Let’s begin. Recently, Microsoft made headlines by announcing it would be spending $80 billion in CapEx in 2025 to build out its AI capabilities. This announcement came in a blog post by Microsoft President Brad Smith, published today to coincide with the start of the new Congress. In the post, he outlines strategies for the US to lead in AI innovation. This CapEx commitment isn’t entirely surprising, as Microsoft had already indicated plans for over $20 billion in quarterly AI spending for the remainder of its fiscal year.

To put this number in perspective, Google has spent $49 billion, Amazon $65 billion, and Meta $31 billion in the last four quarters, based on available data. We’ll see final numbers for these companies once they report their earnings in the coming weeks.

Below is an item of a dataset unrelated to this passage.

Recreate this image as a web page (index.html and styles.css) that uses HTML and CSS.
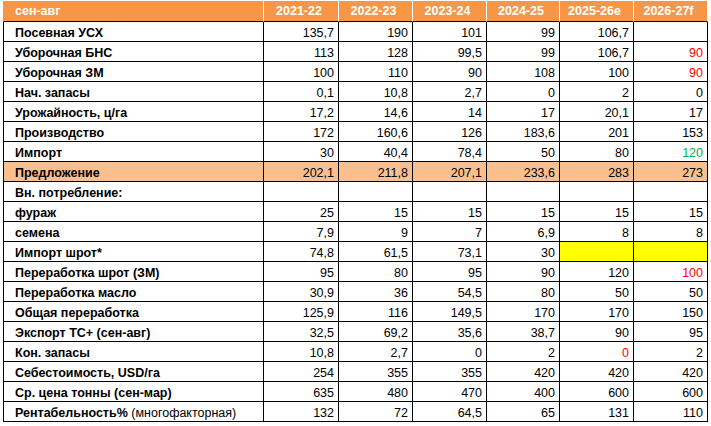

This ties back to a key point I raised back in March of last year when I added Nvidia to my portfolio. I didn’t view the AI infrastructure buildout as something that had already been completed; instead, I saw it as just beginning. With financially strong big tech companies vying for the best AI chips and hardware, the race to dominate the AI infrastructure market is only intensifying.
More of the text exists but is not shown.